The result? On-site installation time per drawer bank dropped by 40%, and field-fit issues were eliminated. The client’s facilities team could now reconfigure labs over a weekend without needing a master craftsman on hand.
Expert Strategies for Success: Beyond the Spec Sheet
Based on this and similar projects, here is my actionable advice for specifying or designing successful custom metal drawer systems for modular applications.
⚙️ Process: The Three-Point Validation Protocol
Never approve a drawer system based on a single sample. Implement this three-stage validation:
1. Unit Validation: Test a single, complete drawer assembly (box, slide, front) for load capacity, cycle life (aim for 50,000+ cycles), and smooth operation.
2. Cluster Validation: Install a bank of 3-5 drawers in a single modular cabinet unit. This tests for inter-drawer alignment, thermal/electrical ganging (if applicable), and the true load on shared cabinet dividers.
3. Field-Mock Validation: Install the cluster into a mock-up of the actual modular panel system, complete with leveling legs, wall attachments, and adjacent modules. This exposes tolerance stack-up in real-world conditions.
💡 Material & Mechanism Insights
Gauge is a Guide, Not a Gospel: 18-gauge steel is standard, but for drawers wider than 24″, consider 16-gauge to prevent “oil-canning” (flexing of the broad front panel). The cost increase is marginal, the performance gain is massive.
The Slide is the Heart: Do not default to the cheapest 75lb slide. Specify a slide with a true 100lb+ dynamic load rating, a steel ball bearing race (not nylon), and a built-in side-to-side adjustment feature. Brands like Accuride or Grass offer models designed for tolerance forgiveness.
Finish for Function: A powder-coated interior is durable, but for labs or environments with liquids, specify a stainless steel drawer box or a coated finish with a fully welded and ground interior seam to prevent fluid ingress and corrosion.
The Future: Integrated Intelligence
The next frontier for custom metal drawer systems is embedded IoT. In a current R&D project, we’re prototyping drawers with RFID-tagged fronts and capacitive sensors in the slides.
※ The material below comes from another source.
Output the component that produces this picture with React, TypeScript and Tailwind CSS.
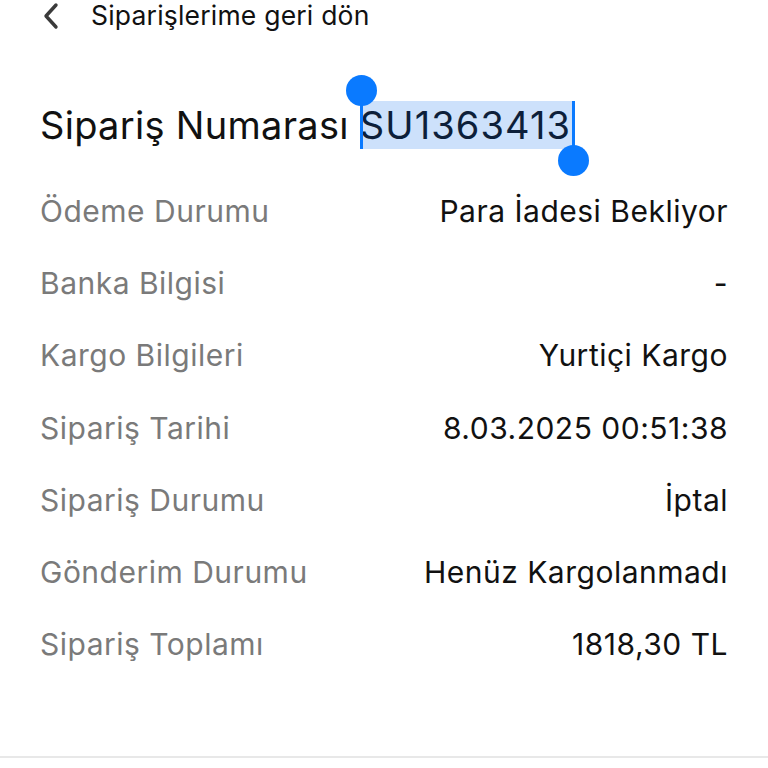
import React from "react";

const rows: [string, string][] = [
  ["Ödeme Durumu", "Para İadesi Bekliyor"],
  ["Banka Bilgisi", "-"],
  ["Kargo Bilgileri", "Yurtiçi Kargo"],
  ["Sipariş Tarihi", "8.03.2025 00:51:38"],
  ["Sipariş Durumu", "İptal"],
  ["Gönderim Durumu", "Henüz Kargolanmadı"],
  ["Sipariş Toplamı", "1818,30 TL"],
];

export default function App() {
  return (
    <div
      className="w-full h-[768px] bg-white overflow-hidden flex flex-col"
      style={{ fontFamily: "Inter, 'Noto Sans', sans-serif" }}
    >
      <div className="h-[32px] flex items-center pl-[42px] gap-[29px]">
        <svg width="20" height="28" viewBox="0 0 20 28" fill="none">
          <path d="M14 3 L4 14 L14 25" stroke="#3a3a3a" strokeWidth="3.4" strokeLinecap="round" strokeLinejoin="round" />
        </svg>
        <span className="text-[26.5px] text-[#111] tracking-[0.2px]">Siparişlerime geri dön</span>
      </div>

      <div className="px-[40px] pt-[68px]">
        <div className="h-[50px] flex items-center text-[38px] text-[#111]">
          <span className="tracking-[0.3px]">Sipariş Numarası&nbsp;</span>
          <span className="relative bg-[#cde1fb] text-[#0d1f3a] h-[48px] flex items-center pr-[2px] tracking-[1.1px]">
            SU1363413
            <span className="absolute left-0 top-[2px] w-[3px] h-[46px] bg-[#0a7aff]" />
            <span className="absolute left-[-14px] top-[-26px] w-[31px] h-[31px] rounded-full bg-[#0a7aff]" />
            <span className="absolute right-[-2px] top-0 w-[3px] h-[46px] bg-[#0a7aff]" />
            <span className="absolute right-[-16px] top-[44px] w-[31px] h-[31px] rounded-full bg-[#0a7aff]" />
          </span>
        </div>

        <div className="mt-[25px] flex flex-col">
          {rows.map(([k, v]) => (
            <div key={k} className="h-[72.3px] flex items-center justify-between text-[30px] tracking-[0.5px]">
              <span className="text-[#7a7a7a]">{k}</span>
              <span className="text-[#111]">{v}</span>
            </div>
          ))}
        </div>
      </div>

      <div className="mt-auto mb-[10px] h-[2px] bg-[#e8e8e8]" />
    </div>
  );
}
This allows inventory management systems to track which drawer is opened, when, and for how long—adding a layer of data intelligence to physical modularity. The challenge, again, is power and data integration within the modular frame, a puzzle we’re solving with low-energy Bluetooth and inductive charging pads built into the cabinet backwalls.
The ultimate takeaway is this: The success of modular commercial furniture is won or lost at the millimeter level. By treating the custom metal drawer system not as an accessory but as the critical, engineered interface between human need and modular form, you unlock true flexibility, durability, and user satisfaction. Specify the interface, and the drawer will follow.